There are several options available which can be used in such situation.

  • Git submodules – This basically is a very basic available tool to handle multiple Puppet modules. So in this method you add GIT repositories of other modules as git submodule. Now all you need to do is git submodule init to initialize local configuration file and git submodule update to fetch the data from the remote project.
  • Puppet module tool (PMT) – PMT will basically install modules from Puppet Forge. It can basically search for modules using the module name and/or provider and install them.
  • Librarian-puppet – This basically is an extension of Ruby‘s bundler model to install gems. In case of Ruby bundler we use Gemfile to list and define your dependencies. In case of librarian-puppet, we use Puppetfile. Once the dependencies are in librarian-puppet a .lock file will appear with resolved dependencies.
  • So librarian-puppet is used to manage your Puppet Infrastructure. It is used to manage the Puppet modules your infrastructure depends on. The source of these modules can be either Puppet Forge, GIT repositories or a local path.

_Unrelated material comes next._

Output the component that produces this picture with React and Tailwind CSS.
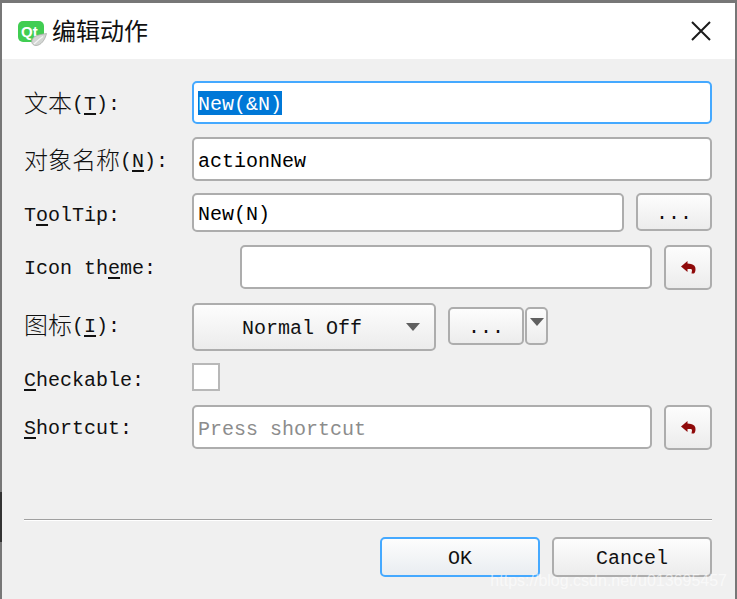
const mono = "font-['Liberation_Mono','Noto_Sans_CJK_SC',monospace]"

function Cjk({ children }) {
  return <span className="align-[-2px] text-[24px] font-['Noto_Sans_CJK_SC','Liberation_Mono',sans-serif] font-light">{children}</span>
}

function Key({ children }) {
  return <u className="underline decoration-2 underline-offset-[3px]">{children}</u>
}

function QtLogo() {
  return (
    <div className="relative mt-[18px] h-[25px] w-[29px] shrink-0 self-start">
      <div className="h-[21px] w-[26px] rounded-[5px] bg-[#41cd52] pl-[3px] pt-[3px] text-[15px] font-bold leading-none text-white font-['Liberation_Sans',sans-serif]">
        Qt
      </div>
      <svg className="absolute bottom-0 right-0" width="16" height="13" viewBox="0 0 16 13">
        <path d="M15.500 0.500 C10 1.500 3 2 1 7 C0 10 2 12.500 5 12.500 C10 12.500 14 7 15.500 0.500Z" fill="#d3d6d3" stroke="#a9aca9" strokeWidth="0.8" />
        <path d="M3 11 C6 8 9 5.500 12 3.500" fill="none" stroke="#f5f5f5" strokeWidth="1.200" />
      </svg>
    </div>
  )
}

function UndoIcon() {
  return (
    <svg width="15" height="13" viewBox="0 0 15 13">
      <path d="M0 5.500 L6.500 0 L6.500 2.500 L10 3 C13 3.500 14.500 5.500 14.500 8 C14.500 10 14 11.500 13 12.500 L10.500 12.500 L11 9.500 C11 8.500 10.500 8 9.500 8 L6.500 8 L6.500 11Z" fill="#8f0a0a" />
    </svg>
  )
}

function ToolButton({ className, children }) {
  return (
    <button
      type="button"
      className={`flex items-center justify-center rounded-[5px] border-2 border-[#adadad] bg-gradient-to-b from-[#fdfdfd] to-[#ececec] ${className}`}
    >
      {children}
    </button>
  )
}

function Dots() {
  return <span className="pt-[4px] leading-none">...</span>
}

function Arrow({ className }) {
  return <span className={`h-0 w-0 border-x-[7px] border-t-[8px] border-x-transparent border-t-[#606060] ${className}`} />
}

function Field({ className, value, placeholder }) {
  return (
    <input
      readOnly
      defaultValue={value}
      placeholder={placeholder}
      className={`h-full min-w-0 rounded-[5px] border-2 border-[#adadad] bg-white px-[4px] pt-[4px] text-black outline-none placeholder:text-[#8c8c8c] ${className}`}
    />
  )
}

export default function App() {
  return (
    <div className={`relative flex h-[599px] w-[737px] flex-col border-x-2 border-t-[3px] border-[#777777] bg-[#f0f0f0] text-[20px] leading-none text-[#111111] ${mono}`}>
      <header className="flex h-[56px] shrink-0 items-center bg-white pl-[16px] pr-[24px]">
        <QtLogo />
        <h1 className="ml-[5px] pb-[2px] text-[24px] font-normal font-['Noto_Sans_CJK_SC',sans-serif]">编辑动作</h1>
        <svg className="ml-auto" width="20" height="20" viewBox="0 0 20 20">
          <path d="M1 1 L19 19 M19 1 L1 19" stroke="#1a1a1a" strokeWidth="2" />
        </svg>
      </header>

      <main className="flex flex-1 flex-col pb-[22px] pl-[22px] pr-[23px] pt-[22px]">
        <div className="flex h-[43px] items-center">
          <label className="w-[168px] shrink-0"><Cjk>文本</Cjk>(<Key>T</Key>):</label>
          <div className="flex h-full flex-1 items-center rounded-[5px] border-2 border-[#45a9ff] bg-white px-[4px]">
            <span className="bg-[#0078d7] pt-[4px] text-white">New(&amp;N)</span>
          </div>
        </div>

        <div className="mt-[13px] flex h-[44px] items-center">
          <label className="w-[168px] shrink-0"><Cjk>对象名称</Cjk>(<Key>N</Key>):</label>
          <Field className="flex-1" value="actionNew" />
        </div>

        <div className="mt-[12px] flex h-[39px] items-center">
          <label className="w-[168px] shrink-0 pt-[6px]">T<Key>o</Key>olTip:</label>
          <Field className="flex-1" value="New(N)" />
          <ToolButton className="ml-[12px] h-[38px] w-[76px] shrink-0 self-start"><Dots /></ToolButton>
        </div>

        <div className="mt-[13px] flex h-[44px] items-center">
          <label className="w-[216px] shrink-0 pt-[4px]">Icon th<Key>e</Key>me:</label>
          <Field className="flex-1" />
          <ToolButton className="ml-[12px] h-[45px] w-[48px] shrink-0"><UndoIcon /></ToolButton>
        </div>

        <div className="mt-[14px] flex h-[48px] items-center">
          <label className="w-[168px] shrink-0 pb-[5px]"><Cjk>图标</Cjk>(<Key>I</Key>):</label>
          <ToolButton className="h-[48px] w-[244px] shrink-0 pl-[2px]">
            <span className="ml-[46px] pt-[4px]">Normal Off</span>
            <Arrow className="ml-auto mr-[14px]" />
          </ToolButton>
          <ToolButton className="ml-[12px] mt-[4px] h-[38px] w-[76px] shrink-0 self-start"><Dots /></ToolButton>
          <ToolButton className="ml-[1px] mt-[4px] h-[38px] w-[23px] shrink-0 self-start items-start pt-[9px]"><Arrow /></ToolButton>
        </div>

        <div className="mt-[12px] flex h-[28px] items-center">
          <label className="w-[168px] shrink-0 pt-[8px]"><Key>C</Key>heckable:</label>
          <span className="h-[28px] w-[28px] border-2 border-[#b8b8b8] bg-white" />
        </div>

        <div className="mt-[14px] flex h-[44px] items-center">
          <label className="w-[168px] shrink-0 pt-[4px]"><Key>S</Key>hortcut:</label>
          <Field className="flex-1" placeholder="Press shortcut" />
          <ToolButton className="ml-[12px] h-[45px] w-[48px] shrink-0"><UndoIcon /></ToolButton>
        </div>

        <div className="mt-auto border-t border-b border-t-[#a0a0a0] border-b-white" />

        <div className="mt-[16px] flex justify-end gap-[12px]">
          <button type="button" className="h-[40px] w-[160px] rounded-[5px] border-2 border-[#45a9ff] bg-gradient-to-b from-[#fdfdfd] to-[#e9edf1] pt-[4px]">OK</button>
          <button type="button" className="h-[40px] w-[160px] rounded-[5px] border-2 border-[#adadad] bg-gradient-to-b from-[#fdfdfd] to-[#ececec] pt-[4px]">Cancel</button>
        </div>
      </main>

      <span className="absolute -left-[2px] top-[489px] h-[50px] w-[2px] bg-[#333333]" />

      <span className="absolute bottom-[10px] right-[8px] text-[16px] leading-none text-white/60 font-['Liberation_Sans',sans-serif]">
        https://blog.csdn.net/u013695457
      </span>
    </div>
  )
}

    Librarian-puppet manages your modules/ directory based on your Puppetfile. The Puppetfile becomes the authoritative source to define what modules are required along with the version or tag or branch to use.

    If using librarian-puppet you should not modify the contents for modules/ directory. Any changes to the module version or repository path or branch are to be made in Puppetfile.


    Any puppet repository which uses librarian-puppet can have a file named Puppetfile, metadata.json or Modulefile in the root of the repository. All the module dependencies for your puppet infrastructure repository is defined in it.

    We will go through some modules declaration from different sources here.

    Puppet Forge

    If you have a module to be installed from Puppet Forge you have to first define the default source. So if we want to use official Puppet Labs Forge to get the modules from we have to mention the forge in Puppetfile

    forge ""

    With the source defined you can now start defining the modules you want it to install. The format is forge provider and the module name.

    mod 'puppetlabs/ntp'

    This will install the latest version for NTP Puppet module provided by Puppet Labs.

    Optionally you can specify the version you want. So in the above case we can also specify to get version 3.0.1 for Puppet Labs NTP module.

    mod 'puppetlabs/ntp', '3.0.1'


    Modules can be cloned from some GIT repository as well.

    mod 'puppetlabs-apt',
       :git => "git://"

    The above will checkout from the master branch for apt module from Puppet Labs GitHub repository.

    We can also define some other branch or some tag from a GIT repo.

    Continuing the above example, we will use tag beta for apt module from Puppet Labs GitHub repo.

    mod 'puppetlabs-apt',
       :git => "git://",
       :ref => 'beta'

    Or we will use the branch release_candidate

    mod 'puppetlabs-apt',
       :git => "git://",
       :ref => 'release_candidate'

    So if no :ref => is mentioned librarian-puppet will checkout the master branch. You can also mention SHA (the GIT commit number) as :ref =>.

    Lastly, in GIT method you can provide the path to some folder inside a repository. Librarian-puppet will navigate inside the GIT repository to get the contents.

    mod 'puppetlabs-apt',
       :git => "git://",
       :path => 'new_releases/rc2'

    Local Path

    Similar to the :path => option provided above in GIT, we can do the same for locally available modules.

    mod 'my_local_module',
       :path => '/usr/puppet/base/module/my_local_module'

    Manage Puppet Modules using librarian-puppet – How to use


    Librarian-puppet is a Ruby gem which you need to install using gem

    $ gem install librarian-puppet

    In case you do not have Ruby and intend to install it, I highly recommend doing so using Ruby Version Manager (RVM).


    Prepare Puppet Infrastructure repository for librarian-puppet.

    Go to the Puppet Infrastructure repository to be managed and remove the modules/ directory.

    $ cd /path/to/puppet-infra-repos
    $ rm -rf modules/

    Now initialize librarian-puppet using the following command:

    $ librarian-puppet init

    It will now take over the modules/ directory for the puppet repository. Since the modules/ directory is managed by librarian-puppet you don’t need to track it in GIT. Librarian-puppet uses .tmp/ directory for cache and temporary files. This directory isn’t required to be tracked in GIT as well.

    Running the above command will create a skeleton Puppetfile and add modules/ and .tmp/ in .gitignore file.

    Run Librarian-puppet

    After ensuring you have all the dependencies defined in Puppetfile you can now run Librarian-puppet to get the required modules.

    Run the following.

    $ librarian-puppet install

    This command looks at each mod declaration and fetches the module from the source specified. This command writes the complete resolution into Puppetfile.lock and then copies all of the fetched modules into your modules/ directory, overwriting whatever was there before.